TASK OBJECTIVE
Repeat the material below exactly, with no pictures.

[Begin RECORDED DATA]

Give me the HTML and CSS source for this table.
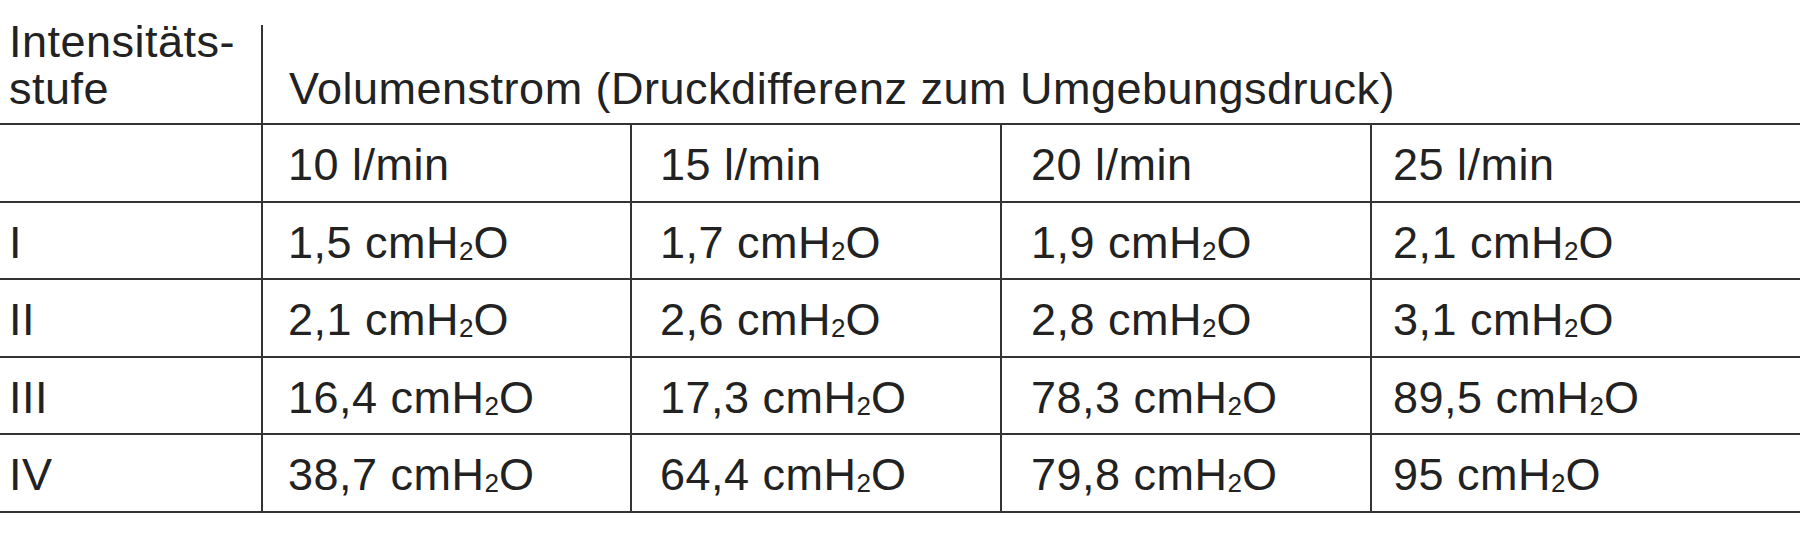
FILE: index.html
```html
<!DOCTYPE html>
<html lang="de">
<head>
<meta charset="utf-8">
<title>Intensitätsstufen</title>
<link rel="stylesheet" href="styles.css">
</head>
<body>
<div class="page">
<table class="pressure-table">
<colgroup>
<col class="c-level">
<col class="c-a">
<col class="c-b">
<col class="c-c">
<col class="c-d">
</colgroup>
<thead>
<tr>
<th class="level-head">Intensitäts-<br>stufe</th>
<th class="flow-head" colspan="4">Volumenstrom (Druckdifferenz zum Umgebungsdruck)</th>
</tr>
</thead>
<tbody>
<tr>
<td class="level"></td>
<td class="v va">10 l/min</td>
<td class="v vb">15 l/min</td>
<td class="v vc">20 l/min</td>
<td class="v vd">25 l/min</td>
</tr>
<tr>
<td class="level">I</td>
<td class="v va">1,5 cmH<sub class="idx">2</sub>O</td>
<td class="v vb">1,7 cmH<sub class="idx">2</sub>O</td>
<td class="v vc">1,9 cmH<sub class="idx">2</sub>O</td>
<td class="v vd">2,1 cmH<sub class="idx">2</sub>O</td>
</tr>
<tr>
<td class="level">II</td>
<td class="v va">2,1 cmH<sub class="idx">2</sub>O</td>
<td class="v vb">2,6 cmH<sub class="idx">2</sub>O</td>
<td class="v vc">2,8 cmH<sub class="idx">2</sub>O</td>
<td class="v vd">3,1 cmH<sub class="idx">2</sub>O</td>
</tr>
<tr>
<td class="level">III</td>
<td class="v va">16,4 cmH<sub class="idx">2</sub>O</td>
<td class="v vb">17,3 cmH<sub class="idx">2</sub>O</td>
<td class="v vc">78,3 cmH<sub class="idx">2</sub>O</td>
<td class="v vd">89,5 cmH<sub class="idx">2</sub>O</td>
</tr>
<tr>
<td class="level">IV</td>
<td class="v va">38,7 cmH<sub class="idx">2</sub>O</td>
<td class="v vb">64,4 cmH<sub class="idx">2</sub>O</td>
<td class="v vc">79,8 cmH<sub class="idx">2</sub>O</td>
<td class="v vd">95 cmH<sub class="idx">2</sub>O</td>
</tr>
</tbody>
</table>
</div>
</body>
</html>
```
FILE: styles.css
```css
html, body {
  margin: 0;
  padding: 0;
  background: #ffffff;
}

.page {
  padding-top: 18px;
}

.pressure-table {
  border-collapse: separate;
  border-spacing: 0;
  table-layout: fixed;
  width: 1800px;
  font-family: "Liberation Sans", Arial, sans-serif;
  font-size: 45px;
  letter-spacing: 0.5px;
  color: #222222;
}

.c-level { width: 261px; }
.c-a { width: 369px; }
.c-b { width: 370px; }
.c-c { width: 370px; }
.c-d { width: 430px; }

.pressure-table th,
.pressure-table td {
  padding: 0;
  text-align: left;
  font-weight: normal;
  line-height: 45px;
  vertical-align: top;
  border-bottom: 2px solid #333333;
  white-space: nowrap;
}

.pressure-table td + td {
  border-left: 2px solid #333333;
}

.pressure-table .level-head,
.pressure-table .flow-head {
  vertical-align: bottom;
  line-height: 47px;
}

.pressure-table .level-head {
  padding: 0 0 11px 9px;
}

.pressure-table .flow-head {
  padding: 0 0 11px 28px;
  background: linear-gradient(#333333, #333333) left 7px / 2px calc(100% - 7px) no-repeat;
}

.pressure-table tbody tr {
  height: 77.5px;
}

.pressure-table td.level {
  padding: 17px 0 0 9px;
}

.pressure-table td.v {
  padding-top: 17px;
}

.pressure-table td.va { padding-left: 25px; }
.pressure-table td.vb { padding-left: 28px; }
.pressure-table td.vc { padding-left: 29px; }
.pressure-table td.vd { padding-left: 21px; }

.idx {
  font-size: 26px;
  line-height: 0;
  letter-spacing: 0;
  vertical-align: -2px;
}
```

[End RECORDED DATA]

SOLUTION
Give me the HTML and CSS source for this table.
FILE: index.html
```html
<!DOCTYPE html>
<html lang="de">
<head>
<meta charset="utf-8">
<title>Intensitätsstufen</title>
<link rel="stylesheet" href="styles.css">
</head>
<body>
<div class="page">
<table class="pressure-table">
<colgroup>
<col class="c-level">
<col class="c-a">
<col class="c-b">
<col class="c-c">
<col class="c-d">
</colgroup>
<thead>
<tr>
<th class="level-head">Intensitäts-<br>stufe</th>
<th class="flow-head" colspan="4">Volumenstrom (Druckdifferenz zum Umgebungsdruck)</th>
</tr>
</thead>
<tbody>
<tr>
<td class="level"></td>
<td class="v va">10 l/min</td>
<td class="v vb">15 l/min</td>
<td class="v vc">20 l/min</td>
<td class="v vd">25 l/min</td>
</tr>
<tr>
<td class="level">I</td>
<td class="v va">1,5 cmH<sub class="idx">2</sub>O</td>
<td class="v vb">1,7 cmH<sub class="idx">2</sub>O</td>
<td class="v vc">1,9 cmH<sub class="idx">2</sub>O</td>
<td class="v vd">2,1 cmH<sub class="idx">2</sub>O</td>
</tr>
<tr>
<td class="level">II</td>
<td class="v va">2,1 cmH<sub class="idx">2</sub>O</td>
<td class="v vb">2,6 cmH<sub class="idx">2</sub>O</td>
<td class="v vc">2,8 cmH<sub class="idx">2</sub>O</td>
<td class="v vd">3,1 cmH<sub class="idx">2</sub>O</td>
</tr>
<tr>
<td class="level">III</td>
<td class="v va">16,4 cmH<sub class="idx">2</sub>O</td>
<td class="v vb">17,3 cmH<sub class="idx">2</sub>O</td>
<td class="v vc">78,3 cmH<sub class="idx">2</sub>O</td>
<td class="v vd">89,5 cmH<sub class="idx">2</sub>O</td>
</tr>
<tr>
<td class="level">IV</td>
<td class="v va">38,7 cmH<sub class="idx">2</sub>O</td>
<td class="v vb">64,4 cmH<sub class="idx">2</sub>O</td>
<td class="v vc">79,8 cmH<sub class="idx">2</sub>O</td>
<td class="v vd">95 cmH<sub class="idx">2</sub>O</td>
</tr>
</tbody>
</table>
</div>
</body>
</html>
```
FILE: styles.css
```css
html, body {
  margin: 0;
  padding: 0;
  background: #ffffff;
}

.page {
  padding-top: 18px;
}

.pressure-table {
  border-collapse: separate;
  border-spacing: 0;
  table-layout: fixed;
  width: 1800px;
  font-family: "Liberation Sans", Arial, sans-serif;
  font-size: 45px;
  letter-spacing: 0.5px;
  color: #222222;
}

.c-level { width: 261px; }
.c-a { width: 369px; }
.c-b { width: 370px; }
.c-c { width: 370px; }
.c-d { width: 430px; }

.pressure-table th,
.pressure-table td {
  padding: 0;
  text-align: left;
  font-weight: normal;
  line-height: 45px;
  vertical-align: top;
  border-bottom: 2px solid #333333;
  white-space: nowrap;
}

.pressure-table td + td {
  border-left: 2px solid #333333;
}

.pressure-table .level-head,
.pressure-table .flow-head {
  vertical-align: bottom;
  line-height: 47px;
}

.pressure-table .level-head {
  padding: 0 0 11px 9px;
}

.pressure-table .flow-head {
  padding: 0 0 11px 28px;
  background: linear-gradient(#333333, #333333) left 7px / 2px calc(100% - 7px) no-repeat;
}

.pressure-table tbody tr {
  height: 77.5px;
}

.pressure-table td.level {
  padding: 17px 0 0 9px;
}

.pressure-table td.v {
  padding-top: 17px;
}

.pressure-table td.va { padding-left: 25px; }
.pressure-table td.vb { padding-left: 28px; }
.pressure-table td.vc { padding-left: 29px; }
.pressure-table td.vd { padding-left: 21px; }

.idx {
  font-size: 26px;
  line-height: 0;
  letter-spacing: 0;
  vertical-align: -2px;
}
```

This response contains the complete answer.